BEGIN Material

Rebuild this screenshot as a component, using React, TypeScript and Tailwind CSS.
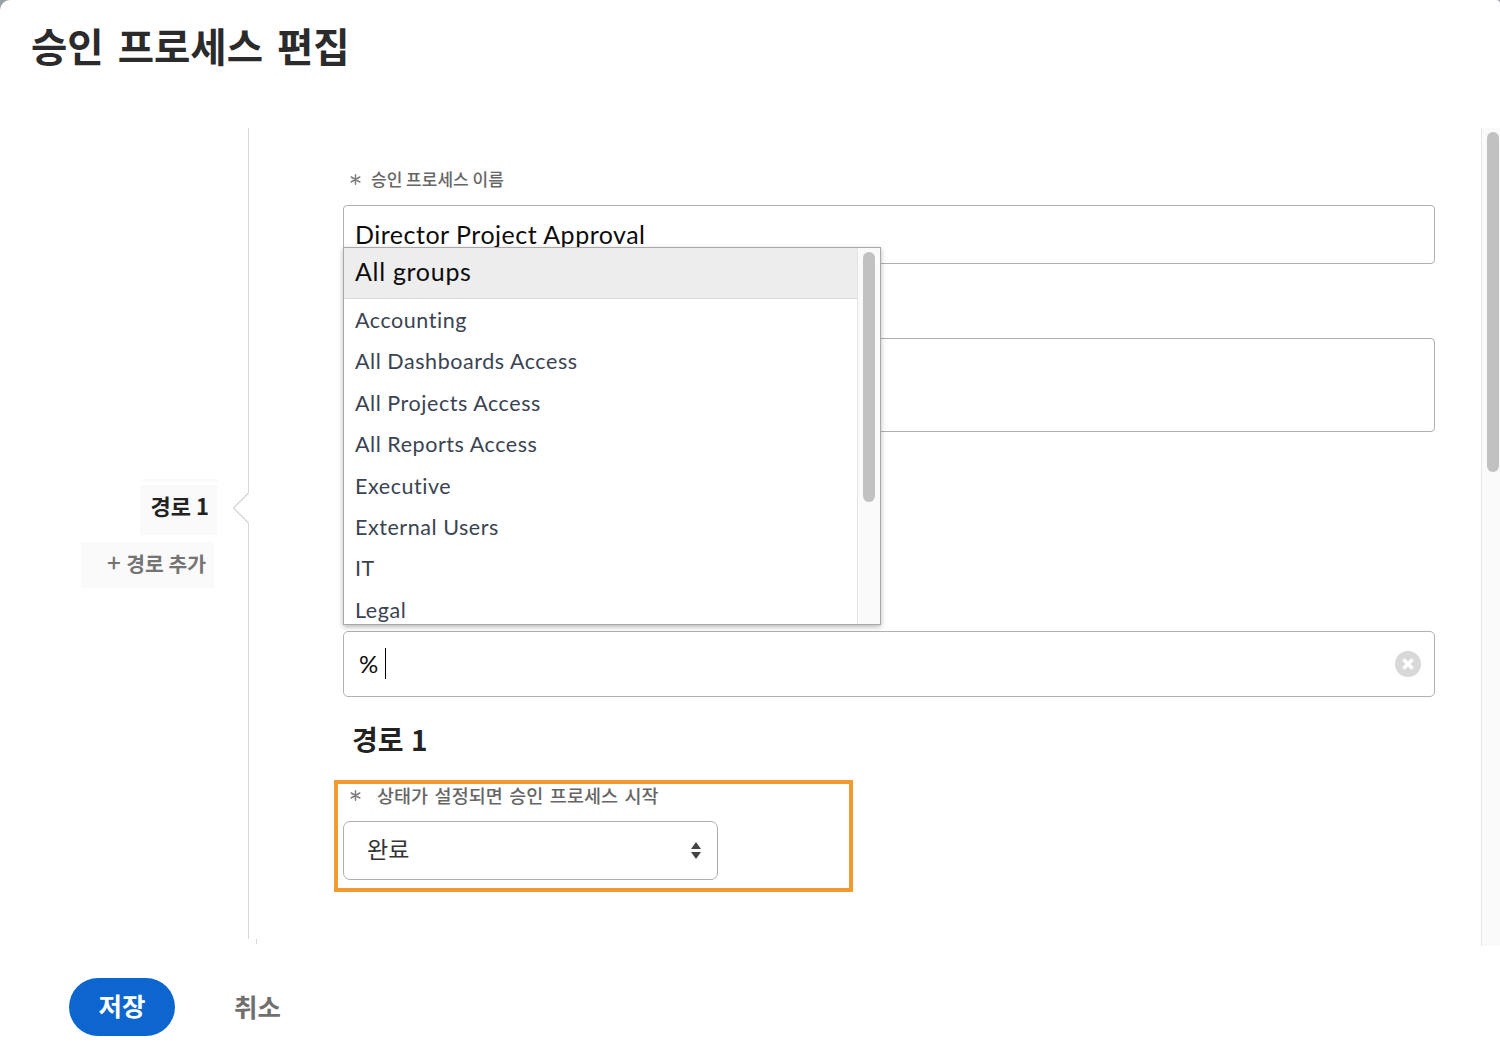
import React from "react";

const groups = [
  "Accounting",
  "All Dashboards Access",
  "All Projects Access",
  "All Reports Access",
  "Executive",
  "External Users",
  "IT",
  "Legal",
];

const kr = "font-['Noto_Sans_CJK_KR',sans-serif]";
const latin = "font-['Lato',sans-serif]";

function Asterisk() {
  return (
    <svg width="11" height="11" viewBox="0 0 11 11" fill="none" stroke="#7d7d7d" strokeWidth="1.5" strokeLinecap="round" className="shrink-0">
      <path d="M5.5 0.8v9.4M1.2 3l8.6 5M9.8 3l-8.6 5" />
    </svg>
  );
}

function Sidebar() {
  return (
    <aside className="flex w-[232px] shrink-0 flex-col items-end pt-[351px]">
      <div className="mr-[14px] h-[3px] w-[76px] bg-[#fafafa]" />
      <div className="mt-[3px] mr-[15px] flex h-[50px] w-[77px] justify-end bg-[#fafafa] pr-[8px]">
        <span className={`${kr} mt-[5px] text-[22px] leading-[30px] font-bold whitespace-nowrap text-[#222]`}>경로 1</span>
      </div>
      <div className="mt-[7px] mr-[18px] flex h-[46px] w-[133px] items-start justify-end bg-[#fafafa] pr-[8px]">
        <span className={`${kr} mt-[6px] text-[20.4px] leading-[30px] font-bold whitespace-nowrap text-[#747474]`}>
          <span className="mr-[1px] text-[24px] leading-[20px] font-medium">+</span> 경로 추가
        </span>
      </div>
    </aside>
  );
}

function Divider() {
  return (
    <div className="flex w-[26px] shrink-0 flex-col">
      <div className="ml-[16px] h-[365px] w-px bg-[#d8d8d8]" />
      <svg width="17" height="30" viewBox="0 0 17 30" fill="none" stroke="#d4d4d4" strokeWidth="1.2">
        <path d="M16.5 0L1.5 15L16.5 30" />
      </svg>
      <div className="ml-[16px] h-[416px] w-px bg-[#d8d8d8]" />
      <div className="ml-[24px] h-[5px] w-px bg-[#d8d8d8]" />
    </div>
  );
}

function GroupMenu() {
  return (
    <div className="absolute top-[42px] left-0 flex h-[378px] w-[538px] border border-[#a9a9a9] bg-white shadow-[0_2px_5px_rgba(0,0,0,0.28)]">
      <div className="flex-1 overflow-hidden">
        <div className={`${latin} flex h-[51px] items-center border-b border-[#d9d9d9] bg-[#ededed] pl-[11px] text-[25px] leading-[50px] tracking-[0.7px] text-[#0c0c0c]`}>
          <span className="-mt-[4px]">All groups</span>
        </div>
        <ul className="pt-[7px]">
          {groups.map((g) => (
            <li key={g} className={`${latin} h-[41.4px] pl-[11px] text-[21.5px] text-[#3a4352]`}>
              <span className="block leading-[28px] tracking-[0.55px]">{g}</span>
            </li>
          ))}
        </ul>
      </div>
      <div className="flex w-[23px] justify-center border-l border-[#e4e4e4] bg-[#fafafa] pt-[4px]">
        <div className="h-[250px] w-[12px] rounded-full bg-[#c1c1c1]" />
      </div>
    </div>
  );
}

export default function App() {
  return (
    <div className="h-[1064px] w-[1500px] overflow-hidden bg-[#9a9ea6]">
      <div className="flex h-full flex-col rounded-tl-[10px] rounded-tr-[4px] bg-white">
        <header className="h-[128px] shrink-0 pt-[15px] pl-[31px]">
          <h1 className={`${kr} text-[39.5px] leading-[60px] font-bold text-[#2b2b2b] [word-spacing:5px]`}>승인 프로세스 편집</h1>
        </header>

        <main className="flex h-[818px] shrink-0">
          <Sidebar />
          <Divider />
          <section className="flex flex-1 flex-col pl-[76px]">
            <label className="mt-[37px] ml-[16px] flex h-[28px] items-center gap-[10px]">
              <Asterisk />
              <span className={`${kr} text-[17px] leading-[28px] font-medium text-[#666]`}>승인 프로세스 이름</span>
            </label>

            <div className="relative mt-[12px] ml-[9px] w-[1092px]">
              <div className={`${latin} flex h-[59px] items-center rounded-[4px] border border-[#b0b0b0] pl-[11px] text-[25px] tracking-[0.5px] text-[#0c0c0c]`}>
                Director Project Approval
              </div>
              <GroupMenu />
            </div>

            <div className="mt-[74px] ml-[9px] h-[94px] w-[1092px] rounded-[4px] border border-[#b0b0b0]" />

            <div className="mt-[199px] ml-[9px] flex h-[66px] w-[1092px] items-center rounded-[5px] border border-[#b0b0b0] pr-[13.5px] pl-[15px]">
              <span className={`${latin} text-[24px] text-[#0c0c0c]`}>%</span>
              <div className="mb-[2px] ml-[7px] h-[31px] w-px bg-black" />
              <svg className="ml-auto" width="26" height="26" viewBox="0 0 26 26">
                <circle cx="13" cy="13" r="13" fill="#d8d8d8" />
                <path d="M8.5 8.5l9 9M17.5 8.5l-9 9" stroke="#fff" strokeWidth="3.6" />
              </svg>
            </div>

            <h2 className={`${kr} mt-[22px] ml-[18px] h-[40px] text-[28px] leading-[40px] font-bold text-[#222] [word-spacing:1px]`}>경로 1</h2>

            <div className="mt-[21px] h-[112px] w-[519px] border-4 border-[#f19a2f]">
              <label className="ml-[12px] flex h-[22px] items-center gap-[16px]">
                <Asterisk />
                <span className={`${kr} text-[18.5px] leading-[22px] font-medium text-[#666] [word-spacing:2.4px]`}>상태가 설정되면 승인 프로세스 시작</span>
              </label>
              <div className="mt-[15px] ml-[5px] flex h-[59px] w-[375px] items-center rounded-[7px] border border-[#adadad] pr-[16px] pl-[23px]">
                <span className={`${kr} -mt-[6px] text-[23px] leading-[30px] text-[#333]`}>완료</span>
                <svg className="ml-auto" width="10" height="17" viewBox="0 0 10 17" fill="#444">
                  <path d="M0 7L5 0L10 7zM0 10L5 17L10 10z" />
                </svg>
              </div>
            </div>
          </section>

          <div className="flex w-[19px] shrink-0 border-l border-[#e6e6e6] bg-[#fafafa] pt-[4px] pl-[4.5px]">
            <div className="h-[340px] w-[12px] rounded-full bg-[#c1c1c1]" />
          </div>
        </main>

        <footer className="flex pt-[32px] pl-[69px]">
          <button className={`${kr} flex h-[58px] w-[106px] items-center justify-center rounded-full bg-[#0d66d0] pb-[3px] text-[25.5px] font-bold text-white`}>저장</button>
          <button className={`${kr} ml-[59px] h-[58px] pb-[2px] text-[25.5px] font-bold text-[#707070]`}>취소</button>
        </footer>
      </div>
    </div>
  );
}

END Material

* _What the task asks_:
Transcribe the full listing above exactly as it stands, minus the pictures.

* _Exercise answer_:
Rebuild this screenshot as a component, using React, TypeScript and Tailwind CSS.
import React from "react";

const groups = [
  "Accounting",
  "All Dashboards Access",
  "All Projects Access",
  "All Reports Access",
  "Executive",
  "External Users",
  "IT",
  "Legal",
];

const kr = "font-['Noto_Sans_CJK_KR',sans-serif]";
const latin = "font-['Lato',sans-serif]";

function Asterisk() {
  return (
    <svg width="11" height="11" viewBox="0 0 11 11" fill="none" stroke="#7d7d7d" strokeWidth="1.5" strokeLinecap="round" className="shrink-0">
      <path d="M5.5 0.8v9.4M1.2 3l8.6 5M9.8 3l-8.6 5" />
    </svg>
  );
}

function Sidebar() {
  return (
    <aside className="flex w-[232px] shrink-0 flex-col items-end pt-[351px]">
      <div className="mr-[14px] h-[3px] w-[76px] bg-[#fafafa]" />
      <div className="mt-[3px] mr-[15px] flex h-[50px] w-[77px] justify-end bg-[#fafafa] pr-[8px]">
        <span className={`${kr} mt-[5px] text-[22px] leading-[30px] font-bold whitespace-nowrap text-[#222]`}>경로 1</span>
      </div>
      <div className="mt-[7px] mr-[18px] flex h-[46px] w-[133px] items-start justify-end bg-[#fafafa] pr-[8px]">
        <span className={`${kr} mt-[6px] text-[20.4px] leading-[30px] font-bold whitespace-nowrap text-[#747474]`}>
          <span className="mr-[1px] text-[24px] leading-[20px] font-medium">+</span> 경로 추가
        </span>
      </div>
    </aside>
  );
}

function Divider() {
  return (
    <div className="flex w-[26px] shrink-0 flex-col">
      <div className="ml-[16px] h-[365px] w-px bg-[#d8d8d8]" />
      <svg width="17" height="30" viewBox="0 0 17 30" fill="none" stroke="#d4d4d4" strokeWidth="1.2">
        <path d="M16.5 0L1.5 15L16.5 30" />
      </svg>
      <div className="ml-[16px] h-[416px] w-px bg-[#d8d8d8]" />
      <div className="ml-[24px] h-[5px] w-px bg-[#d8d8d8]" />
    </div>
  );
}

function GroupMenu() {
  return (
    <div className="absolute top-[42px] left-0 flex h-[378px] w-[538px] border border-[#a9a9a9] bg-white shadow-[0_2px_5px_rgba(0,0,0,0.28)]">
      <div className="flex-1 overflow-hidden">
        <div className={`${latin} flex h-[51px] items-center border-b border-[#d9d9d9] bg-[#ededed] pl-[11px] text-[25px] leading-[50px] tracking-[0.7px] text-[#0c0c0c]`}>
          <span className="-mt-[4px]">All groups</span>
        </div>
        <ul className="pt-[7px]">
          {groups.map((g) => (
            <li key={g} className={`${latin} h-[41.4px] pl-[11px] text-[21.5px] text-[#3a4352]`}>
              <span className="block leading-[28px] tracking-[0.55px]">{g}</span>
            </li>
          ))}
        </ul>
      </div>
      <div className="flex w-[23px] justify-center border-l border-[#e4e4e4] bg-[#fafafa] pt-[4px]">
        <div className="h-[250px] w-[12px] rounded-full bg-[#c1c1c1]" />
      </div>
    </div>
  );
}

export default function App() {
  return (
    <div className="h-[1064px] w-[1500px] overflow-hidden bg-[#9a9ea6]">
      <div className="flex h-full flex-col rounded-tl-[10px] rounded-tr-[4px] bg-white">
        <header className="h-[128px] shrink-0 pt-[15px] pl-[31px]">
          <h1 className={`${kr} text-[39.5px] leading-[60px] font-bold text-[#2b2b2b] [word-spacing:5px]`}>승인 프로세스 편집</h1>
        </header>

        <main className="flex h-[818px] shrink-0">
          <Sidebar />
          <Divider />
          <section className="flex flex-1 flex-col pl-[76px]">
            <label className="mt-[37px] ml-[16px] flex h-[28px] items-center gap-[10px]">
              <Asterisk />
              <span className={`${kr} text-[17px] leading-[28px] font-medium text-[#666]`}>승인 프로세스 이름</span>
            </label>

            <div className="relative mt-[12px] ml-[9px] w-[1092px]">
              <div className={`${latin} flex h-[59px] items-center rounded-[4px] border border-[#b0b0b0] pl-[11px] text-[25px] tracking-[0.5px] text-[#0c0c0c]`}>
                Director Project Approval
              </div>
              <GroupMenu />
            </div>

            <div className="mt-[74px] ml-[9px] h-[94px] w-[1092px] rounded-[4px] border border-[#b0b0b0]" />

            <div className="mt-[199px] ml-[9px] flex h-[66px] w-[1092px] items-center rounded-[5px] border border-[#b0b0b0] pr-[13.5px] pl-[15px]">
              <span className={`${latin} text-[24px] text-[#0c0c0c]`}>%</span>
              <div className="mb-[2px] ml-[7px] h-[31px] w-px bg-black" />
              <svg className="ml-auto" width="26" height="26" viewBox="0 0 26 26">
                <circle cx="13" cy="13" r="13" fill="#d8d8d8" />
                <path d="M8.5 8.5l9 9M17.5 8.5l-9 9" stroke="#fff" strokeWidth="3.6" />
              </svg>
            </div>

            <h2 className={`${kr} mt-[22px] ml-[18px] h-[40px] text-[28px] leading-[40px] font-bold text-[#222] [word-spacing:1px]`}>경로 1</h2>

            <div className="mt-[21px] h-[112px] w-[519px] border-4 border-[#f19a2f]">
              <label className="ml-[12px] flex h-[22px] items-center gap-[16px]">
                <Asterisk />
                <span className={`${kr} text-[18.5px] leading-[22px] font-medium text-[#666] [word-spacing:2.4px]`}>상태가 설정되면 승인 프로세스 시작</span>
              </label>
              <div className="mt-[15px] ml-[5px] flex h-[59px] w-[375px] items-center rounded-[7px] border border-[#adadad] pr-[16px] pl-[23px]">
                <span className={`${kr} -mt-[6px] text-[23px] leading-[30px] text-[#333]`}>완료</span>
                <svg className="ml-auto" width="10" height="17" viewBox="0 0 10 17" fill="#444">
                  <path d="M0 7L5 0L10 7zM0 10L5 17L10 10z" />
                </svg>
              </div>
            </div>
          </section>

          <div className="flex w-[19px] shrink-0 border-l border-[#e6e6e6] bg-[#fafafa] pt-[4px] pl-[4.5px]">
            <div className="h-[340px] w-[12px] rounded-full bg-[#c1c1c1]" />
          </div>
        </main>

        <footer className="flex pt-[32px] pl-[69px]">
          <button className={`${kr} flex h-[58px] w-[106px] items-center justify-center rounded-full bg-[#0d66d0] pb-[3px] text-[25.5px] font-bold text-white`}>저장</button>
          <button className={`${kr} ml-[59px] h-[58px] pb-[2px] text-[25.5px] font-bold text-[#707070]`}>취소</button>
        </footer>
      </div>
    </div>
  );
}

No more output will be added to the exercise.